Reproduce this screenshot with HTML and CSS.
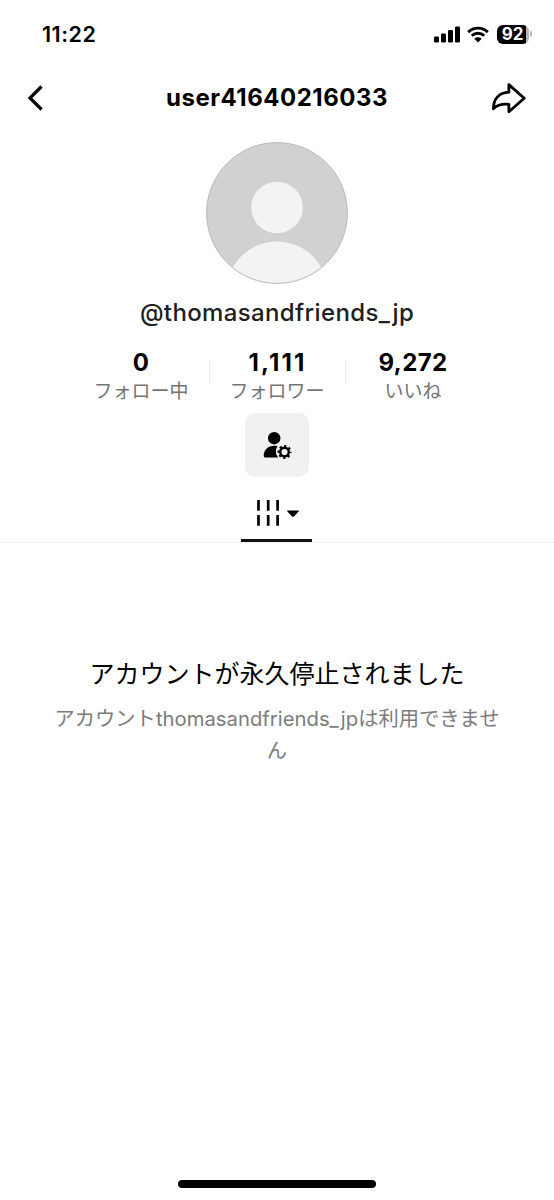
FILE: index.html
```html
<!DOCTYPE html>
<html lang="ja">
<head>
<meta charset="utf-8">
<title>user41640216033</title>
<link rel="stylesheet" href="styles.css">
</head>
<body>
<div class="screen">
  <div class="status">
    <span class="time">11:22</span>
    <div class="indicators">
      <svg class="signal" width="26" height="17" viewBox="0 0 26 17"><rect x="0" y="10.5" width="5" height="6" rx="1.3"/><rect x="7" y="7.5" width="5" height="9" rx="1.3"/><rect x="14" y="4" width="5" height="12.5" rx="1.3"/><rect x="21" y="0.5" width="5" height="16" rx="1.3"/></svg>
      <svg class="wifi" width="22" height="17" viewBox="0 0 22 17"><path d="M1.2 6.1a14 14 0 0 1 19.6 0M4.8 9.8a8.9 8.9 0 0 1 12.4 0" fill="none" stroke="#000" stroke-width="2.9"/><path d="M7.3 12.7a5.4 5.4 0 0 1 7.4 0L11 16.5z"/></svg>
      <div class="battery"><span class="level">92</span></div>
      <span class="tip"></span>
    </div>
  </div>
  <header class="nav">
    <svg class="back" width="20" height="28" viewBox="-1.500 0 20 28"><path d="M15 2.5 3.5 14 15 25.5" fill="none" stroke="#000" stroke-width="3.2"/></svg>
    <h1 class="title">user41640216033</h1>
    <svg class="share" width="36" height="34" viewBox="0 0 36 34"><path d="M17.9 3.6 33.2 17.3 17.9 30.8V23.4C10.500 22.600 6 24.200 2.400 27.700 2.600 17.800 8 11.700 17.900 11.200Z" fill="none" stroke="#000" stroke-width="2.8" stroke-linejoin="round"/></svg>
  </header>
  <main class="profile">
    <svg class="avatar" width="142" height="142" viewBox="0 0 142 142"><defs><clipPath id="face"><circle cx="71" cy="71" r="70.500"/></clipPath></defs><circle cx="71" cy="71" r="70.500" fill="#d0d1d3"/><g clip-path="url(#face)" fill="#f3f3f4"><circle cx="71" cy="65.500" r="25.800"/><circle cx="71" cy="150" r="50.500"/></g><circle cx="71" cy="71" r="70.400" fill="none" stroke="#b9babb" stroke-width="1"/></svg>
    <p class="handle">@thomasandfriends_jp</p>
    <div class="stats">
      <div class="stat"><b class="count">0</b><span class="label">フォロー中</span></div>
      <div class="stat"><b class="count count-ones">1,111</b><span class="label">フォロワー</span></div>
      <div class="stat"><b class="count">9,272</b><span class="label">いいね</span></div>
    </div>
    <div class="manage">
      <svg width="30" height="30" viewBox="0 0 30 30"><circle cx="12.200" cy="8.200" r="6.200"/><path d="M15.600 16.200C8 14.400 1.700 18.600 1.700 26Q1.700 27.400 3.200 27.400H16.200A8.600 8.600 0 0 1 15.600 16.200Z"/><circle cx="22.500" cy="22" r="4.300" fill="none" stroke="#000" stroke-width="2.400"/><circle cx="22.500" cy="22" r="6" fill="none" stroke="#000" stroke-width="2" stroke-dasharray="2.200 2.512" stroke-dashoffset="1.100"/></svg>
    </div>
  </main>
  <nav class="tabs">
    <div class="tab">
      <svg width="42" height="28" viewBox="0 0 42 28"><path d="M1.500 1v10.800M11.200 1v10.800M20.600 1v10.800M1.500 16v10.800M11.200 16v10.800M20.600 16v10.800" stroke="#000" stroke-width="2.700"/><path d="M30.600 11.400H41.400Q42.300 11.600 41.600 12.400L37 17.400Q36 18.300 35 17.400L30.400 12.400Q29.700 11.600 30.600 11.400Z"/></svg>
    </div>
  </nav>
  <section class="notice">
    <h2 class="notice-title">アカウントが永久停止されました</h2>
    <p class="notice-text">アカウントthomasandfriends_jpは利用できません</p>
  </section>
  <div class="home"></div>
</div>
</body>
</html>
```
FILE: styles.css
```css
* { box-sizing: border-box; }
body { margin: 0; background: #fff; color: #000; font-family: Inter, "Noto Sans CJK JP", sans-serif; }
h1, h2, p { margin: 0; }
svg { display: block; flex: none; }
.screen { width: 554px; height: 1200px; display: flex; flex-direction: column; overflow: hidden; }
.status { height: 68px; padding: 0 22px 0 42px; display: flex; align-items: center; justify-content: space-between; }
.time { font-size: 21.5px; font-weight: 600; letter-spacing: 0.5px; }
.indicators { display: flex; align-items: center; }
.wifi { margin-left: 7px; }
.battery { margin-left: 8px; width: 32px; height: 19px; border-radius: 6px; background: linear-gradient(90deg, #000 29px, #b5b5b5 29px); }
.level { display: block; width: 31px; text-align: center; color: #fff; font-size: 17px; line-height: 19px; font-weight: 700; }
.tip { width: 2px; height: 6px; margin-left: 1px; border-radius: 0 3px 3px 0; background: #b5b5b5; }
.nav { height: 59px; padding: 0 27px 0 25px; display: grid; grid-template-columns: 36px 1fr 36px; align-items: center; }
.title { text-align: center; font-size: 24px; line-height: 30px; font-weight: 700; letter-spacing: 0.5px; padding-left: 2px; white-space: nowrap; }
.profile { display: flex; flex-direction: column; align-items: center; padding-top: 15px; }
.handle { margin-top: 12px; height: 34px; line-height: 34px; font-size: 24px; font-weight: 500; letter-spacing: 0.37px; color: #202020; }
.stats { display: flex; margin-top: 19px; height: 54px; }
.stat { width: 136px; display: flex; flex-direction: column; align-items: center; position: relative; }
.stat + .stat::before { content: ""; position: absolute; left: 0; top: 12px; width: 1px; height: 23px; background: #ededed; }
.count { font-size: 24px; line-height: 28px; letter-spacing: 0.4px; }
.count-ones { letter-spacing: 2.2px; padding-left: 1px; }
.label { margin-top: 2px; font-size: 19px; line-height: 26px; color: #737373; }
.manage { width: 64px; height: 64px; margin-top: 10px; border-radius: 10px; background: #f1f1f1; display: grid; place-items: center; }
.tabs { height: 66px; padding-right: 1px; display: flex; justify-content: center; border-bottom: 1px solid #eee; }
.tab { width: 71px; height: 65px; padding: 22px 0 0 16px; border-bottom: 3px solid #111019; }
.notice { padding: 111px 50px 0; text-align: center; }
.notice-title { font-size: 25px; line-height: 40px; font-weight: 400; white-space: nowrap; }
.notice-text { margin-top: 9px; font-size: 20.3px; line-height: 32px; color: #7c7c7c; }
.home { width: 198px; height: 8px; margin: auto auto 12px; border-radius: 4px; background: #000; }
```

------------------------------------

Without the pictures, retype the whole of the material above exactly.

Reproduce this screenshot with HTML and CSS.
FILE: index.html
```html
<!DOCTYPE html>
<html lang="ja">
<head>
<meta charset="utf-8">
<title>user41640216033</title>
<link rel="stylesheet" href="styles.css">
</head>
<body>
<div class="screen">
  <div class="status">
    <span class="time">11:22</span>
    <div class="indicators">
      <svg class="signal" width="26" height="17" viewBox="0 0 26 17"><rect x="0" y="10.5" width="5" height="6" rx="1.3"/><rect x="7" y="7.5" width="5" height="9" rx="1.3"/><rect x="14" y="4" width="5" height="12.5" rx="1.3"/><rect x="21" y="0.5" width="5" height="16" rx="1.3"/></svg>
      <svg class="wifi" width="22" height="17" viewBox="0 0 22 17"><path d="M1.2 6.1a14 14 0 0 1 19.6 0M4.8 9.8a8.9 8.9 0 0 1 12.4 0" fill="none" stroke="#000" stroke-width="2.9"/><path d="M7.3 12.7a5.4 5.4 0 0 1 7.4 0L11 16.5z"/></svg>
      <div class="battery"><span class="level">92</span></div>
      <span class="tip"></span>
    </div>
  </div>
  <header class="nav">
    <svg class="back" width="20" height="28" viewBox="-1.500 0 20 28"><path d="M15 2.5 3.5 14 15 25.5" fill="none" stroke="#000" stroke-width="3.2"/></svg>
    <h1 class="title">user41640216033</h1>
    <svg class="share" width="36" height="34" viewBox="0 0 36 34"><path d="M17.9 3.6 33.2 17.3 17.9 30.8V23.4C10.500 22.600 6 24.200 2.400 27.700 2.600 17.800 8 11.700 17.900 11.200Z" fill="none" stroke="#000" stroke-width="2.8" stroke-linejoin="round"/></svg>
  </header>
  <main class="profile">
    <svg class="avatar" width="142" height="142" viewBox="0 0 142 142"><defs><clipPath id="face"><circle cx="71" cy="71" r="70.500"/></clipPath></defs><circle cx="71" cy="71" r="70.500" fill="#d0d1d3"/><g clip-path="url(#face)" fill="#f3f3f4"><circle cx="71" cy="65.500" r="25.800"/><circle cx="71" cy="150" r="50.500"/></g><circle cx="71" cy="71" r="70.400" fill="none" stroke="#b9babb" stroke-width="1"/></svg>
    <p class="handle">@thomasandfriends_jp</p>
    <div class="stats">
      <div class="stat"><b class="count">0</b><span class="label">フォロー中</span></div>
      <div class="stat"><b class="count count-ones">1,111</b><span class="label">フォロワー</span></div>
      <div class="stat"><b class="count">9,272</b><span class="label">いいね</span></div>
    </div>
    <div class="manage">
      <svg width="30" height="30" viewBox="0 0 30 30"><circle cx="12.200" cy="8.200" r="6.200"/><path d="M15.600 16.200C8 14.400 1.700 18.600 1.700 26Q1.700 27.400 3.200 27.400H16.200A8.600 8.600 0 0 1 15.600 16.200Z"/><circle cx="22.500" cy="22" r="4.300" fill="none" stroke="#000" stroke-width="2.400"/><circle cx="22.500" cy="22" r="6" fill="none" stroke="#000" stroke-width="2" stroke-dasharray="2.200 2.512" stroke-dashoffset="1.100"/></svg>
    </div>
  </main>
  <nav class="tabs">
    <div class="tab">
      <svg width="42" height="28" viewBox="0 0 42 28"><path d="M1.500 1v10.800M11.200 1v10.800M20.600 1v10.800M1.500 16v10.800M11.200 16v10.800M20.600 16v10.800" stroke="#000" stroke-width="2.700"/><path d="M30.600 11.400H41.400Q42.300 11.600 41.600 12.400L37 17.400Q36 18.300 35 17.400L30.400 12.400Q29.700 11.600 30.600 11.400Z"/></svg>
    </div>
  </nav>
  <section class="notice">
    <h2 class="notice-title">アカウントが永久停止されました</h2>
    <p class="notice-text">アカウントthomasandfriends_jpは利用できません</p>
  </section>
  <div class="home"></div>
</div>
</body>
</html>
```
FILE: styles.css
```css
* { box-sizing: border-box; }
body { margin: 0; background: #fff; color: #000; font-family: Inter, "Noto Sans CJK JP", sans-serif; }
h1, h2, p { margin: 0; }
svg { display: block; flex: none; }
.screen { width: 554px; height: 1200px; display: flex; flex-direction: column; overflow: hidden; }
.status { height: 68px; padding: 0 22px 0 42px; display: flex; align-items: center; justify-content: space-between; }
.time { font-size: 21.5px; font-weight: 600; letter-spacing: 0.5px; }
.indicators { display: flex; align-items: center; }
.wifi { margin-left: 7px; }
.battery { margin-left: 8px; width: 32px; height: 19px; border-radius: 6px; background: linear-gradient(90deg, #000 29px, #b5b5b5 29px); }
.level { display: block; width: 31px; text-align: center; color: #fff; font-size: 17px; line-height: 19px; font-weight: 700; }
.tip { width: 2px; height: 6px; margin-left: 1px; border-radius: 0 3px 3px 0; background: #b5b5b5; }
.nav { height: 59px; padding: 0 27px 0 25px; display: grid; grid-template-columns: 36px 1fr 36px; align-items: center; }
.title { text-align: center; font-size: 24px; line-height: 30px; font-weight: 700; letter-spacing: 0.5px; padding-left: 2px; white-space: nowrap; }
.profile { display: flex; flex-direction: column; align-items: center; padding-top: 15px; }
.handle { margin-top: 12px; height: 34px; line-height: 34px; font-size: 24px; font-weight: 500; letter-spacing: 0.37px; color: #202020; }
.stats { display: flex; margin-top: 19px; height: 54px; }
.stat { width: 136px; display: flex; flex-direction: column; align-items: center; position: relative; }
.stat + .stat::before { content: ""; position: absolute; left: 0; top: 12px; width: 1px; height: 23px; background: #ededed; }
.count { font-size: 24px; line-height: 28px; letter-spacing: 0.4px; }
.count-ones { letter-spacing: 2.2px; padding-left: 1px; }
.label { margin-top: 2px; font-size: 19px; line-height: 26px; color: #737373; }
.manage { width: 64px; height: 64px; margin-top: 10px; border-radius: 10px; background: #f1f1f1; display: grid; place-items: center; }
.tabs { height: 66px; padding-right: 1px; display: flex; justify-content: center; border-bottom: 1px solid #eee; }
.tab { width: 71px; height: 65px; padding: 22px 0 0 16px; border-bottom: 3px solid #111019; }
.notice { padding: 111px 50px 0; text-align: center; }
.notice-title { font-size: 25px; line-height: 40px; font-weight: 400; white-space: nowrap; }
.notice-text { margin-top: 9px; font-size: 20.3px; line-height: 32px; color: #7c7c7c; }
.home { width: 198px; height: 8px; margin: auto auto 12px; border-radius: 4px; background: #000; }
```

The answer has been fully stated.